Warten auf Mercedes-Siege nach Brawns Technik-Coup

Shanghai (dpa) - Die Formel-1-Topteams haben Mercedes nach zweijähriger Durststrecke wieder auf der Rechnung.

Obwohl die Silberpfeile von Michael Schumacher und Nico Rosberg vor dem dritten Saisonrennen am Sonntag in Shanghai bislang erst ein Pünktchen einfuhren, werden die Rivalen nicht müde, die Legalität des jüngsten Technik-Tricks von „Superhirn“ Ross Brawn in Zweifel zu ziehen. In China aber scheiterte der diesmal von Lotus eingebrachte Protest gegen das vom Mercedes-Teamchef entwickelte Heckflügel-System wohl endgültig.

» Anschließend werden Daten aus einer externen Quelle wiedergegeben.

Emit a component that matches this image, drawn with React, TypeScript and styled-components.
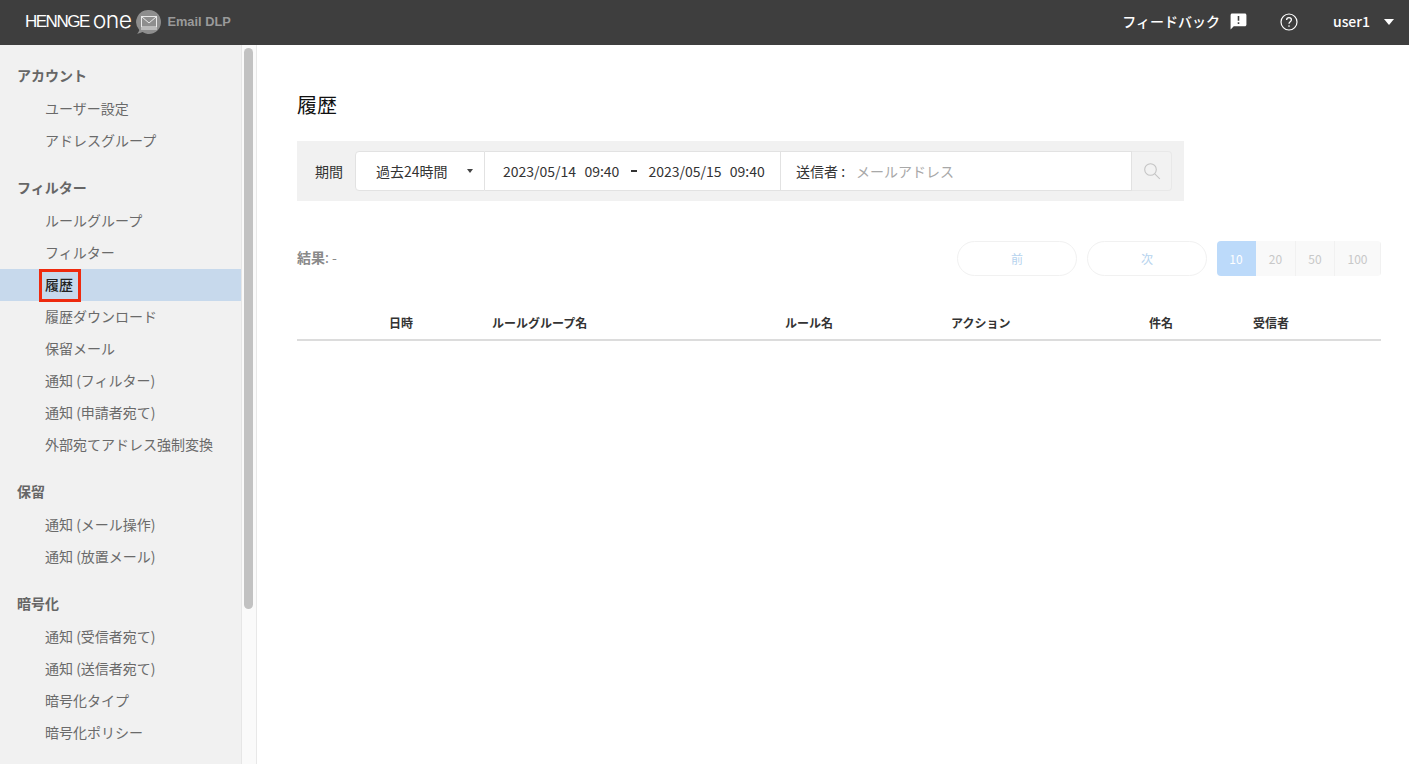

Auch beim Grand Prix in Shanghai dürfen Schumacher und Rosberg mit ihrem umstrittenen F-Schacht fahren, der die vormals flügellahmen Silberpfeile in dieser Saison deutlich schneller gemacht hat. Wie zum Beweis legte Rekord-Champion Schumacher am Freitag im Training gleich mal die Tagesbestzeit hin und düpierte die WM-Favoriten Lewis Hamilton (McLaren) auf Platz und zwei sowie Weltmeister Sebastian Vettel (Red Bull) auf Platz drei. Die Strecke liegt dem Altmeister, 2006 gelang ihm hier sein 91. und bislang letzter Rennsieg - allerdings noch im Ferrari.

Sein neuer Arbeitgeber Mercedes sah in diesem Jahr vor den Rennen stets stark aus, fiel am Sonntag aber dann wegen einer Mischung aus Pech und Reifensorgen zurück. „Als Team sind wir in gewissen Bereichen diese Saison eine ganze Ecke stärker, obwohl wir immer noch nicht das sind, wo wir mit dem Auto hinwollen. Ich bin aber zuversichtlich, dass wir das noch schaffen“, sagte Schumacher.

Den einzigen Mercedes-Zähler ergatterte Schumacher Ende März in Malaysia, nachdem er als Dritter nach der Qualifikation noch aufs Podest geschielt hatte. „Es wäre natürlich schön für uns, wenn wir ein paar Punkte mehr hätten“, befand der Rekord-Weltmeister.

Nach seinem Formel-1-Comeback 2010 wartet der inzwischen 43-Jährige noch auf seinen Premieren-Sieg mit Mercedes. Selbst ein Podiumsplatz sprang bislang noch nicht heraus. Rosberg gelang der Sprung aufs Podest zuletzt vor zwei Jahren: Unter anderem in China. „Die Strecke wird uns entgegen kommen“, bekräftigte Rosberg in Shanghai auch wegen seiner guten Erfahrungen hier.

Die Chancen darauf, dass der Knoten bei Mercedes an diesem Wochenende endlich platzt, sind durch den abgewiesenen Protest zumindest nicht gesunken. Das als revolutionär angesehene System des Luftschachtes wird durch Einschalten des sogenannten Drag Reduction Systems (DRS) aktiviert. Dabei wird ein Teil des Heckflügels so umgelegt, dass die Luft durchfließen kann. Der Anpressdruck des Wagens verringert sich, die Geschwindigkeit wird höher. Gleichzeitig wird die Strömungsluft durch zwei Einlässe am Heckflügel von hinten nach vorne geleitet. Dadurch wird das Auto weiter stabilisiert.

Dass Mercedes in diesem Jahr trotz der bislang mageren Punkteausbeute deutlich stärker geworden ist und zu den Top-Teams Red Bull und McLaren aufschließen könnte, schreckte die Konkurrenz früh auf. Schon bei den beiden ersten Saisonrennen hatten einige Rivalen eine Überprüfung des Technik-Kniffs gefordert, nachdem Schumacher und Rosberg im Training mit starken Zeiten geglänzt hatten.

„Es sind immer dieselben Spielchen. Wenn jemand eine gute Idee hat, wird versucht, sie ihm streitig zu machen“, sagte Schumacher. „Das ist wie im Straßenverkehr. Es gibt eine Polizei, die sagt, das ist okay oder nicht.“ Und diese „Polizei“ - der Weltverband - sagte bislang eben: Okay. Der F-Schacht dürfte aber Thema bleiben.

Weitere Proteste sind nicht ganz auszuschließen. Wahrscheinlicher ist aber, dass die anderen Teams nach dem Entscheid der Rennkommissare das System kopieren wollen. Lotus verzichtete bereits auf eine Berufung. Noch hat Mercedes den technischen Vorsprung. Die Frage bleibt, wann sich das auch in WM-Punkten niederschlägt.